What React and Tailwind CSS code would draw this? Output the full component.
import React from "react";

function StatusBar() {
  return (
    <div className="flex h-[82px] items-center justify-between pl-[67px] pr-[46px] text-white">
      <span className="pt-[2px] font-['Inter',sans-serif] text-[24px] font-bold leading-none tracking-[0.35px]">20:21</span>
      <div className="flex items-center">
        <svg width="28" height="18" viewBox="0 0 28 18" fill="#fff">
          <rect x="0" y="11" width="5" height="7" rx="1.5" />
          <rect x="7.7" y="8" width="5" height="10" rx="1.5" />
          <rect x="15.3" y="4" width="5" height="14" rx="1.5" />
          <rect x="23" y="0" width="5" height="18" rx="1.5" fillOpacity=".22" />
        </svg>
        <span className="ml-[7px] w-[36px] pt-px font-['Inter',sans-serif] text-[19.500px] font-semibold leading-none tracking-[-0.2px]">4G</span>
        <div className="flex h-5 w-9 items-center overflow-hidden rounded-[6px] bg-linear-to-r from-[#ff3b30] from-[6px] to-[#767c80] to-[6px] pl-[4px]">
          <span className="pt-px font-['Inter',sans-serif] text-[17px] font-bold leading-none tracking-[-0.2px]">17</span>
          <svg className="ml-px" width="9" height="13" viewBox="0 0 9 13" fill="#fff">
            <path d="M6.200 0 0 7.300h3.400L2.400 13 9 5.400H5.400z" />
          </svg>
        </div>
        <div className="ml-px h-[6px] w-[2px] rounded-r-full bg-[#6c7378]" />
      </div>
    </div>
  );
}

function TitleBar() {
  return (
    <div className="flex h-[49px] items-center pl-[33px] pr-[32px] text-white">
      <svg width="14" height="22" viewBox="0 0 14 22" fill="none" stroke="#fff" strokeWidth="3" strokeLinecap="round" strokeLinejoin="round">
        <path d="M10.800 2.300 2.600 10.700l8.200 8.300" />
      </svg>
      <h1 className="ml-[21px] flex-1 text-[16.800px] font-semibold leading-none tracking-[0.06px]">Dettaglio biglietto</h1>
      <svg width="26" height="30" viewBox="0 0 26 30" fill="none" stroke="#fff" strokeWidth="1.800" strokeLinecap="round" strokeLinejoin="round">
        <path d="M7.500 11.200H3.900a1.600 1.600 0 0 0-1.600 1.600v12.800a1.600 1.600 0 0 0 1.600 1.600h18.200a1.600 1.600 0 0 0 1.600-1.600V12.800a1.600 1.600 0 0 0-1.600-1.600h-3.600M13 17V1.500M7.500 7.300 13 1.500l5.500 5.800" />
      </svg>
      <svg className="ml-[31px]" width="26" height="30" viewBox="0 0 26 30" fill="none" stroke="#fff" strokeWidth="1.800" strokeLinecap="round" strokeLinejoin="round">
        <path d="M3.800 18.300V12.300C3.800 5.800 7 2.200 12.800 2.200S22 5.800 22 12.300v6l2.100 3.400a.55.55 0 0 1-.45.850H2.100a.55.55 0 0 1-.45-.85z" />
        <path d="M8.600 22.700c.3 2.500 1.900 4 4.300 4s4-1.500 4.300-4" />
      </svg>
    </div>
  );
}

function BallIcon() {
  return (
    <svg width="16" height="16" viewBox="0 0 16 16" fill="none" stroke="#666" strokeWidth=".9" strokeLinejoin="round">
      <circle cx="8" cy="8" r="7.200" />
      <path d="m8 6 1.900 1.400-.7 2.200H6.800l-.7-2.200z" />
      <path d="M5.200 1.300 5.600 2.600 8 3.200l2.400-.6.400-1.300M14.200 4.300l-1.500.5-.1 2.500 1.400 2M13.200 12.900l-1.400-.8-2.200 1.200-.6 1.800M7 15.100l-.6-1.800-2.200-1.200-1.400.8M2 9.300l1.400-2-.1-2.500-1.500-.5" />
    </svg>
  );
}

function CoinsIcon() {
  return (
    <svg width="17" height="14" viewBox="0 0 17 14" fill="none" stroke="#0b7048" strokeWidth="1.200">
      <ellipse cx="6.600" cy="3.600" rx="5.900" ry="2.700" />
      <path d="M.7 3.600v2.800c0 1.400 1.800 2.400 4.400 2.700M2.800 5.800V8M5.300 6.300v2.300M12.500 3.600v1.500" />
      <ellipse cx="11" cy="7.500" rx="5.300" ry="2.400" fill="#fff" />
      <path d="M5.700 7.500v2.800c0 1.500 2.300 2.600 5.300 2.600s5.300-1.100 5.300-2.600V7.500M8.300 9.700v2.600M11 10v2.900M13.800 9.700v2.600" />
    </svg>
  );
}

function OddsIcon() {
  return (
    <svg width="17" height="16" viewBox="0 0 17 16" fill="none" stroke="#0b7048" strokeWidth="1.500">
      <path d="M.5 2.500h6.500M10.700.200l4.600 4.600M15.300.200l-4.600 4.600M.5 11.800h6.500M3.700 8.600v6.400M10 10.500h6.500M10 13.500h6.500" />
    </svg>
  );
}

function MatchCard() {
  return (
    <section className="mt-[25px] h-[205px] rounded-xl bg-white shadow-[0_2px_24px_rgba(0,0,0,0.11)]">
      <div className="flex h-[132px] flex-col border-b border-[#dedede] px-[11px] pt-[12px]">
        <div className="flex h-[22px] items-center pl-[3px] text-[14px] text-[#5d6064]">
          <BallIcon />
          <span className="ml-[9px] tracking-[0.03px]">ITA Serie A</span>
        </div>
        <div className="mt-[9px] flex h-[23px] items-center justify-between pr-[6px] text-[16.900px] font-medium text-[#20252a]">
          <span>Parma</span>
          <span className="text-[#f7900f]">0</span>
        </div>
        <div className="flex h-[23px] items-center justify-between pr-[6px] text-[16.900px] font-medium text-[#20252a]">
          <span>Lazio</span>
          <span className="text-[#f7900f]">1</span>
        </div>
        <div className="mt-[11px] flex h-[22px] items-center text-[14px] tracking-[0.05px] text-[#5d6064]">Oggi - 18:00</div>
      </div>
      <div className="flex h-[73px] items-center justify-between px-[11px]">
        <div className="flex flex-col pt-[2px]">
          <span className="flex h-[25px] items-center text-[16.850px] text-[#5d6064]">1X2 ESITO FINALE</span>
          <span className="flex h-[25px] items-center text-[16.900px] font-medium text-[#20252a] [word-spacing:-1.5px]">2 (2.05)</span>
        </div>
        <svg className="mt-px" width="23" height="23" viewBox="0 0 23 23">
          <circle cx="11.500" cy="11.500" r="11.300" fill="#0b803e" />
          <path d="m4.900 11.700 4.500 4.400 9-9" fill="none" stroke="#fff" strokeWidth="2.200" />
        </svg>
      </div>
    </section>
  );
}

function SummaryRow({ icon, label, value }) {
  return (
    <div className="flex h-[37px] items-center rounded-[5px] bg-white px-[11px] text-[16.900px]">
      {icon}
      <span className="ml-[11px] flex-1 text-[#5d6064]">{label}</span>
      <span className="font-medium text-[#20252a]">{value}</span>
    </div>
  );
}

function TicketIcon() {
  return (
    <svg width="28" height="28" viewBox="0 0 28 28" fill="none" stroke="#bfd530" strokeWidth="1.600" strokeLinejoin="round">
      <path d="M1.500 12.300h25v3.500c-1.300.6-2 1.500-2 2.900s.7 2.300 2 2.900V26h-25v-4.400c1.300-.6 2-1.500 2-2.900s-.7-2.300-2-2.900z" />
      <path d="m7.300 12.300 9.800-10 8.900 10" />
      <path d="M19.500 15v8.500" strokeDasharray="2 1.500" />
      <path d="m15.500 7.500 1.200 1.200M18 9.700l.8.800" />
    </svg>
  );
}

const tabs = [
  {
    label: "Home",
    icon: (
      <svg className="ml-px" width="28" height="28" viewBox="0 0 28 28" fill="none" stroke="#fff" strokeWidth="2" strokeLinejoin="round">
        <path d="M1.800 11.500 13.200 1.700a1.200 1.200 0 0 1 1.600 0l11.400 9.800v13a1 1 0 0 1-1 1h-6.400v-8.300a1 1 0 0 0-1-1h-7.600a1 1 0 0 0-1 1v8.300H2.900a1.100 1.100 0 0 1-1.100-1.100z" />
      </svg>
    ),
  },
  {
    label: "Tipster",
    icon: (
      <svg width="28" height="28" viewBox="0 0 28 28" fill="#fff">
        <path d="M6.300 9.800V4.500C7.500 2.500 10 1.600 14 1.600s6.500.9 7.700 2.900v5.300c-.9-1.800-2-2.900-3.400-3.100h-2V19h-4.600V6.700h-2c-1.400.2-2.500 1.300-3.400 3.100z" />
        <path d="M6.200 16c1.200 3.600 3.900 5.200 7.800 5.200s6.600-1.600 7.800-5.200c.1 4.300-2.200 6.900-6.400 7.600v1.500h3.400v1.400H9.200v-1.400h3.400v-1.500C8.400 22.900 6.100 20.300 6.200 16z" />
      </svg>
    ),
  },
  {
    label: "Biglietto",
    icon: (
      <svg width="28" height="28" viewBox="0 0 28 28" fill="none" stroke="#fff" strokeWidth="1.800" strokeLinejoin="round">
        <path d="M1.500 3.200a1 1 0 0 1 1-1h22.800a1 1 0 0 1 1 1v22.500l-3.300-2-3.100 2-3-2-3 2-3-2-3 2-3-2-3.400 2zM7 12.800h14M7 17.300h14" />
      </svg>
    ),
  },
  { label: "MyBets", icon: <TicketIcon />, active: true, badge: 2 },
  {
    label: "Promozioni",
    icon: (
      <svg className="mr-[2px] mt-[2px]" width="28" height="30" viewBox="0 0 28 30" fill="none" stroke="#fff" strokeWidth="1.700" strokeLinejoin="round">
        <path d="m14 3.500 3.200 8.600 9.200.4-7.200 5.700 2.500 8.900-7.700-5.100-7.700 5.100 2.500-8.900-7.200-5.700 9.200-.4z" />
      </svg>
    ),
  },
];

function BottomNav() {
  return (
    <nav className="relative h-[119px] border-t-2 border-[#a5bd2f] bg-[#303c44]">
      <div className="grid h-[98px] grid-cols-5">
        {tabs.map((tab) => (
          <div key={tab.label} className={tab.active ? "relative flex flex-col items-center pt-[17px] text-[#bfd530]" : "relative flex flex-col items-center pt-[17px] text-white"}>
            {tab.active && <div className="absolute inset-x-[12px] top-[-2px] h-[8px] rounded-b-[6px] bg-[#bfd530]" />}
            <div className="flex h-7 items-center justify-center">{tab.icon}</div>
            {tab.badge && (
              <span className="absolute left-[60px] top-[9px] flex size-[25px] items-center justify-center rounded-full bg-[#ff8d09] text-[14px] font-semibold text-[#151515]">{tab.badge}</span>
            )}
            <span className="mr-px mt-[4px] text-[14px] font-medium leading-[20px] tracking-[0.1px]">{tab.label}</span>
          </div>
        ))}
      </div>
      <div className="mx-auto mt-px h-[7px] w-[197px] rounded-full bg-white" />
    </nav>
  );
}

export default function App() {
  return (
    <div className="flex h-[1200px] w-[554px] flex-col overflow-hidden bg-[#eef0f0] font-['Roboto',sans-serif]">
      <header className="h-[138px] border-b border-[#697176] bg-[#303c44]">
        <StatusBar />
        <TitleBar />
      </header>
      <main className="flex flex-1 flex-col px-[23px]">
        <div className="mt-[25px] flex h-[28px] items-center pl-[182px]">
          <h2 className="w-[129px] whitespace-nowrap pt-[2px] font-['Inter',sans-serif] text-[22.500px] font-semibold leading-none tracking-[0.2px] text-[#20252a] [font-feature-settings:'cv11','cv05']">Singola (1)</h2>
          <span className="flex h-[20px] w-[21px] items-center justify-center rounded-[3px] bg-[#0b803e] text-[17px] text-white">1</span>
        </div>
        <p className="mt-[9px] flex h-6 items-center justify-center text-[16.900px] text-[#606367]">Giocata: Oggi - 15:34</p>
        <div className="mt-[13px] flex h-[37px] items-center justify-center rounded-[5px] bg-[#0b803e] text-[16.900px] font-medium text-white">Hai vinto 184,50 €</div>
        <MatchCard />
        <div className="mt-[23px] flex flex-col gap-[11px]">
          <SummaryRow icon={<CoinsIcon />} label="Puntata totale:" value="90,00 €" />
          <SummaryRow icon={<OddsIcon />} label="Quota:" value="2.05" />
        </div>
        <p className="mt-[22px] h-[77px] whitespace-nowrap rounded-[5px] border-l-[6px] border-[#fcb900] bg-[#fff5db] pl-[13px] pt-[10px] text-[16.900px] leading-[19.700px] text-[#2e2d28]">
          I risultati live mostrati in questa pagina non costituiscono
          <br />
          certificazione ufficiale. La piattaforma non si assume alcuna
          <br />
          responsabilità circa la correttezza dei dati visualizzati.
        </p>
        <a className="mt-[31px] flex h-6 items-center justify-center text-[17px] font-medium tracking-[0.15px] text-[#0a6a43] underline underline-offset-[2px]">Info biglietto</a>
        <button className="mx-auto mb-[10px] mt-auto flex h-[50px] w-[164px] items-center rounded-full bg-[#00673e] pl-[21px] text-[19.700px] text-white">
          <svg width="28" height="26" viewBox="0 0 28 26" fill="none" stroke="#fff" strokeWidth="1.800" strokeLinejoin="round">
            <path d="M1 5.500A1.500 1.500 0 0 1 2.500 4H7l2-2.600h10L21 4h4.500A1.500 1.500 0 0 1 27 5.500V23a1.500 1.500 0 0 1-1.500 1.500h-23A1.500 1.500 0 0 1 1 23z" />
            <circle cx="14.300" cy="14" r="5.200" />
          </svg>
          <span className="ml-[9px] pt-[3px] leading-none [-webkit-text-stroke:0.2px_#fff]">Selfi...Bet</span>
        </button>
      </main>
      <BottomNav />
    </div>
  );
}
_ _ _ _
_WRITTEN INSTRUCTION:_ Print, unaltered, every line from the beginning of the material down to the line with "import React from".

_COMPLETED EXERCISE:_
What React and Tailwind CSS code would draw this? Output the full component.
import React from "react";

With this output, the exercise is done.